**AIM**
Everything from the first line down to the line containing "const CURRENT = 8;" is to be retyped exactly, both ends included, with pictures left out.

BEGIN DATA SEGMENT

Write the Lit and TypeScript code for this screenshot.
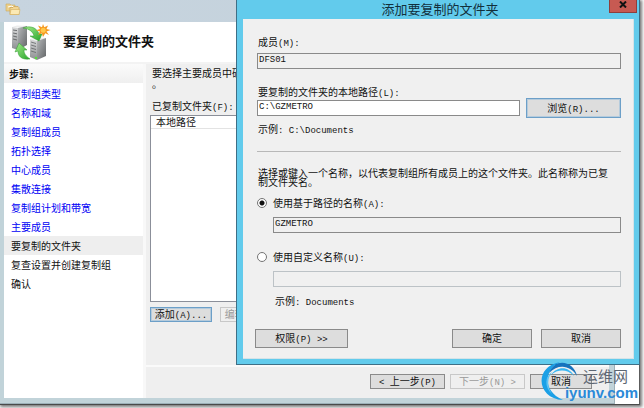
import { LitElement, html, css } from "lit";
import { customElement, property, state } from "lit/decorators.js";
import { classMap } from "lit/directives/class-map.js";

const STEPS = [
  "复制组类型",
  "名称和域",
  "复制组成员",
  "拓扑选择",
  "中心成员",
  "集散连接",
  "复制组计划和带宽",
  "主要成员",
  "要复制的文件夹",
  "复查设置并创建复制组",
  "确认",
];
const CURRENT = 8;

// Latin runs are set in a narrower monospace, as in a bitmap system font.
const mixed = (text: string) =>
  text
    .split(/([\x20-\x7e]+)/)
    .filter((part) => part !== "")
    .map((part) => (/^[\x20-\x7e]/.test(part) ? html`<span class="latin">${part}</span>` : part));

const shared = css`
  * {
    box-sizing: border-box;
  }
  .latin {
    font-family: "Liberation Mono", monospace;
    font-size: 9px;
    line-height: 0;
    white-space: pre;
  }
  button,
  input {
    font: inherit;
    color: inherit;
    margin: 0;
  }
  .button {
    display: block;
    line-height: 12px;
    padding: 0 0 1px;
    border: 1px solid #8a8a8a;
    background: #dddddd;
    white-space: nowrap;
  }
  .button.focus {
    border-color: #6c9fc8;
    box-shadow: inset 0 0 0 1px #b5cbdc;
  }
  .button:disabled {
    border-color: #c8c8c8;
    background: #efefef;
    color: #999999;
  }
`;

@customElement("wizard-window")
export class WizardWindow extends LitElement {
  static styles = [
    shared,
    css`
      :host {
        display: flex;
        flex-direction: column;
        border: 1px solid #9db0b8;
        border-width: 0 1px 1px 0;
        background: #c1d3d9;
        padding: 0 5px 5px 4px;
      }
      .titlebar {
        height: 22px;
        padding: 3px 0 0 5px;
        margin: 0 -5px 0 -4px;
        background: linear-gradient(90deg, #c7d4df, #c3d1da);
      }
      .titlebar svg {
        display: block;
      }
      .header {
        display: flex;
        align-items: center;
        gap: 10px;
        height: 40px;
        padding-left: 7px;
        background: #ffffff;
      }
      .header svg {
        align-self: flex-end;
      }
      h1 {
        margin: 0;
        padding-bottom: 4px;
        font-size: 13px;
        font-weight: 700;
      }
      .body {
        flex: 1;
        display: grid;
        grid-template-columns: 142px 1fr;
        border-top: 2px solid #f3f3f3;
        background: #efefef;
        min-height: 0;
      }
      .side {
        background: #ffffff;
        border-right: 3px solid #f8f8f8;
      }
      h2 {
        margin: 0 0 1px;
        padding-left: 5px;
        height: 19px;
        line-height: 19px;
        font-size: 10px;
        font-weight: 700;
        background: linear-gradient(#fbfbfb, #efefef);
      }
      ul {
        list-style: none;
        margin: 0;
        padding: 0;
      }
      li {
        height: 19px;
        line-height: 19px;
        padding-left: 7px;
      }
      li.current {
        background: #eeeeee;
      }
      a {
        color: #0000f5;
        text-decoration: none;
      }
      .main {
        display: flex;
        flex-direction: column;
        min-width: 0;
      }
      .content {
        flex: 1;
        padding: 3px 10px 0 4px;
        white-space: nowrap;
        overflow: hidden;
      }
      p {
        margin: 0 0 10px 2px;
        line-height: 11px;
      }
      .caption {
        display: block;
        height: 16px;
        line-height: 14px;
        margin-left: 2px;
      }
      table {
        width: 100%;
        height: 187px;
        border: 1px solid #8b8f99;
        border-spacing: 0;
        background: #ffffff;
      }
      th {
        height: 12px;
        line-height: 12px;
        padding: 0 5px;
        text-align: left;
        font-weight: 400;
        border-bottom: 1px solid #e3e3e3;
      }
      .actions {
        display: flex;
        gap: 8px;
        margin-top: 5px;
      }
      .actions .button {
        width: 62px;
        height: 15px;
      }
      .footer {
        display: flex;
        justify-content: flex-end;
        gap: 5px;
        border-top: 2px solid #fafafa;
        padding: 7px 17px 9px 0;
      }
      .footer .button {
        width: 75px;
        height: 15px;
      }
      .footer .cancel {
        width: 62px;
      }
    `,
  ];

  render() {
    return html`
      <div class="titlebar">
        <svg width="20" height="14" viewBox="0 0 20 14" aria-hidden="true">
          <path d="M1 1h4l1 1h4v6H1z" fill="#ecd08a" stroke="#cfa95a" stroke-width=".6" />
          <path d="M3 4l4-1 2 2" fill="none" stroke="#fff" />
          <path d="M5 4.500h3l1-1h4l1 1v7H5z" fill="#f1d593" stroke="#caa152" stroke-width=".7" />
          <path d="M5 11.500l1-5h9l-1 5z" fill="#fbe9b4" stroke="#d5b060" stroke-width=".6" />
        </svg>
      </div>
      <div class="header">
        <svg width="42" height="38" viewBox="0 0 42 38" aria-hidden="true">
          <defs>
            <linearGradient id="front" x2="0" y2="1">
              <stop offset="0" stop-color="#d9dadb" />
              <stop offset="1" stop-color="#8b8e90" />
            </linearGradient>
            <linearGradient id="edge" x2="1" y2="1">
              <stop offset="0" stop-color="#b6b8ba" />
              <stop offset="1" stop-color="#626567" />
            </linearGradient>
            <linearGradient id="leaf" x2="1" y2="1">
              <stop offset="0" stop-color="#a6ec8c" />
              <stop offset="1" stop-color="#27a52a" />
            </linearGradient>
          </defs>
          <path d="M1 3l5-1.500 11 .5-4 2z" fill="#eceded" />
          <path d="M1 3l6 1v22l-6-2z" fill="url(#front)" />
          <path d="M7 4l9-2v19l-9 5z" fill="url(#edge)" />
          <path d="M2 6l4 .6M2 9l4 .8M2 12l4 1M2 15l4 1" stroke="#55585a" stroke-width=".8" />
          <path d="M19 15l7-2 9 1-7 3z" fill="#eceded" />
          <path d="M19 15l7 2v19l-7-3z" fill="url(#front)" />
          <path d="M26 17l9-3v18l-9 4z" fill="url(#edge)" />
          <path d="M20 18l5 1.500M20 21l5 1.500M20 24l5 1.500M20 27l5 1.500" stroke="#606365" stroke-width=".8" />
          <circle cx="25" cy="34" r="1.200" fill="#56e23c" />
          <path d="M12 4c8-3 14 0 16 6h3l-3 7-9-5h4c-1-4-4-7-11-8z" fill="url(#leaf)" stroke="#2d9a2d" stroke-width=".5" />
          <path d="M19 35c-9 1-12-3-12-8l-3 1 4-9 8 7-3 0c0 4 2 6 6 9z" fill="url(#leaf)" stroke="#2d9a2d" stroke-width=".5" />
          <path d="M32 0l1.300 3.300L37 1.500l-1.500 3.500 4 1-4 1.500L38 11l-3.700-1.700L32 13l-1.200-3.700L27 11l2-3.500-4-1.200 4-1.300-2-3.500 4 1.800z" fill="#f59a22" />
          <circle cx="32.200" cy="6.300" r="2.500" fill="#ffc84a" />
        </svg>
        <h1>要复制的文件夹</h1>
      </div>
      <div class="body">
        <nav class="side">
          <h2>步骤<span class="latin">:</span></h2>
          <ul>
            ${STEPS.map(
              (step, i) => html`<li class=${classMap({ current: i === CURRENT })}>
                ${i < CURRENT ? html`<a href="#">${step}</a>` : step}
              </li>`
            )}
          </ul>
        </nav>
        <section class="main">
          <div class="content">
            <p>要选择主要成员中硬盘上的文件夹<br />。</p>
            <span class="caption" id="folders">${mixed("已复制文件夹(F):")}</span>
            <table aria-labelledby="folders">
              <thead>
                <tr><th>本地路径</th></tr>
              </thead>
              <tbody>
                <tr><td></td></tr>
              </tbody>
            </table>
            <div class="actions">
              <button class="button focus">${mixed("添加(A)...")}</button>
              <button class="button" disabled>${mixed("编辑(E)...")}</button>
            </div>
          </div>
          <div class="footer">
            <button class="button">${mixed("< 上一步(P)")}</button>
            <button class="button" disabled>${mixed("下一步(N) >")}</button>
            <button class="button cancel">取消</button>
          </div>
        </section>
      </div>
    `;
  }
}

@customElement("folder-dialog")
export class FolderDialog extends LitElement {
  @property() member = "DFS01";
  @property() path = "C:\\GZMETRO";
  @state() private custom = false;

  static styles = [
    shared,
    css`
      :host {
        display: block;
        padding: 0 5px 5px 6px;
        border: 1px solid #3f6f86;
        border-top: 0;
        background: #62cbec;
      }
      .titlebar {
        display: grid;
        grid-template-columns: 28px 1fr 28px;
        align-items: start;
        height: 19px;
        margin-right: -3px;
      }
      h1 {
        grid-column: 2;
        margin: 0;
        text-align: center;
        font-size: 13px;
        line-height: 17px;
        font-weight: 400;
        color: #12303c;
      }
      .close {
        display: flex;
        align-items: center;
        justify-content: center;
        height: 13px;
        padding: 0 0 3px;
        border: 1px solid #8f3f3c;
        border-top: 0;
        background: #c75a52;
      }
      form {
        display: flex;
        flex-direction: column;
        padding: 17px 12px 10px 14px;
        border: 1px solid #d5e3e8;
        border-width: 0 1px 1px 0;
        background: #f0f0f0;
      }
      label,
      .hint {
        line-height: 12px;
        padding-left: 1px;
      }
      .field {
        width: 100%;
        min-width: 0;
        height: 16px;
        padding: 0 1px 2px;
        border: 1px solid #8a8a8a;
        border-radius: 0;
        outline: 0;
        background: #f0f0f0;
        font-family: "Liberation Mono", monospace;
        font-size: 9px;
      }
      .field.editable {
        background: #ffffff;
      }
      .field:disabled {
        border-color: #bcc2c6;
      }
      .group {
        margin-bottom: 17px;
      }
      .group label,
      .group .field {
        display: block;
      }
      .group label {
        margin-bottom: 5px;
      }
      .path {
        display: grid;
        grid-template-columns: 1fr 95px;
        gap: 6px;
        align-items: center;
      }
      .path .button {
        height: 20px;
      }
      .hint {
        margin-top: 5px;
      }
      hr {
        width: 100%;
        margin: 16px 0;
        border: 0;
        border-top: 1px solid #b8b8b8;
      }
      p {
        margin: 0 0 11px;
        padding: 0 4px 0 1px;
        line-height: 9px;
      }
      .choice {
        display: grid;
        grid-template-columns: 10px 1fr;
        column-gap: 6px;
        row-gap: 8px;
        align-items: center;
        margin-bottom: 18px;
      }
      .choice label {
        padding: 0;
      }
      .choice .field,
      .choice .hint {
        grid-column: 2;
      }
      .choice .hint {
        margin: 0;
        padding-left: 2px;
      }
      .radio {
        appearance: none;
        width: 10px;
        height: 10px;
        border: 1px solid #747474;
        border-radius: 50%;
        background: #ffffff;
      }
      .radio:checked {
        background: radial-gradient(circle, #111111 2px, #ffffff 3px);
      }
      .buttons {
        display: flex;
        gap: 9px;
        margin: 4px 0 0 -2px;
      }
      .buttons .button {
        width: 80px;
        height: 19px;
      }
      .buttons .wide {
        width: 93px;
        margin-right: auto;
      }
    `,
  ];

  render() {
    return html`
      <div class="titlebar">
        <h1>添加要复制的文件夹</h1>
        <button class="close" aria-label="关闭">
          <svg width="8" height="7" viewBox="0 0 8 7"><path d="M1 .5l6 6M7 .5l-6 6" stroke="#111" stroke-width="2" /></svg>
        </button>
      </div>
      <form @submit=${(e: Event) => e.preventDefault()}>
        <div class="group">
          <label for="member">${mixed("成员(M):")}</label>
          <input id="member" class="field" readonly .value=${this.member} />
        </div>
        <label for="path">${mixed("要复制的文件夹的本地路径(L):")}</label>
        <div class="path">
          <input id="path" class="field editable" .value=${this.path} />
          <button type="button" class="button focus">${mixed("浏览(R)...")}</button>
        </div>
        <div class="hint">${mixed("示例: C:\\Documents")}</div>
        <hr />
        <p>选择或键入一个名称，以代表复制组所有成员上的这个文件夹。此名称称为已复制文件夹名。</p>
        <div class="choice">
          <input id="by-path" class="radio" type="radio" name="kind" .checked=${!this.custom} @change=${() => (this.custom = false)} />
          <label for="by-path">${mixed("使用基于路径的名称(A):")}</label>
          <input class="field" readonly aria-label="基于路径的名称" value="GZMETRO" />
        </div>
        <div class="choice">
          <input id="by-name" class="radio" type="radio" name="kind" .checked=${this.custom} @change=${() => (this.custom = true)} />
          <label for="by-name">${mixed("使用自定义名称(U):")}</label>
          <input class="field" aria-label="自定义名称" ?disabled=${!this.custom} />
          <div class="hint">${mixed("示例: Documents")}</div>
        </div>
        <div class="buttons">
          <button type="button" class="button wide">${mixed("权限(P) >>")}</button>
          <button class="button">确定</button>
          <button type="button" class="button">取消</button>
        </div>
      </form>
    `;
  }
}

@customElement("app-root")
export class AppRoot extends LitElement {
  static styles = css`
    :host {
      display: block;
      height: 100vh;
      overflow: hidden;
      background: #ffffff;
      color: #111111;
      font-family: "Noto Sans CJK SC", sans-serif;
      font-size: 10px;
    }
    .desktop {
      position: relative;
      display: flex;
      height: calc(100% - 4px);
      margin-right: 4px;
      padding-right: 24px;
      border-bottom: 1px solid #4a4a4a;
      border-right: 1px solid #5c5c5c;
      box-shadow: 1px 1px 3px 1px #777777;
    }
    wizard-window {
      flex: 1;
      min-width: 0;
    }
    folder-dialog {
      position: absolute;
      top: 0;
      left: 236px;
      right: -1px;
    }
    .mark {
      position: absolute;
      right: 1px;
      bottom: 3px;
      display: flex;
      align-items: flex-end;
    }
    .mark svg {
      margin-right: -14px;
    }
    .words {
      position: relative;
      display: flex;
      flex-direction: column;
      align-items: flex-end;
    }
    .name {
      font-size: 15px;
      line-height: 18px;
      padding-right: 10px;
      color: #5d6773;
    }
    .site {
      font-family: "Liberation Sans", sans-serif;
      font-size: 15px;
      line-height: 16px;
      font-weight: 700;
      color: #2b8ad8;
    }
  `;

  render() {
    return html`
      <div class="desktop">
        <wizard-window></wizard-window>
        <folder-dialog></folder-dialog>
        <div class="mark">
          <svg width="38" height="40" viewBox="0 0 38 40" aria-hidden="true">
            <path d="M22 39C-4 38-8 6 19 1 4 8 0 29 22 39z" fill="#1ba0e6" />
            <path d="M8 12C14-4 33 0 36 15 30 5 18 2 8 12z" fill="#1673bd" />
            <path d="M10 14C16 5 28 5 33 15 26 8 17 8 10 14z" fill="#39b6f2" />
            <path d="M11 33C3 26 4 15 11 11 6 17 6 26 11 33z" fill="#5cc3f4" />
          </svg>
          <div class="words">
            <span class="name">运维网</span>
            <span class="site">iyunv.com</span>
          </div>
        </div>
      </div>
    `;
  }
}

END DATA SEGMENT

**WRITTEN ANSWER**
Write the Lit and TypeScript code for this screenshot.
import { LitElement, html, css } from "lit";
import { customElement, property, state } from "lit/decorators.js";
import { classMap } from "lit/directives/class-map.js";

const STEPS = [
  "复制组类型",
  "名称和域",
  "复制组成员",
  "拓扑选择",
  "中心成员",
  "集散连接",
  "复制组计划和带宽",
  "主要成员",
  "要复制的文件夹",
  "复查设置并创建复制组",
  "确认",
];
const CURRENT = 8;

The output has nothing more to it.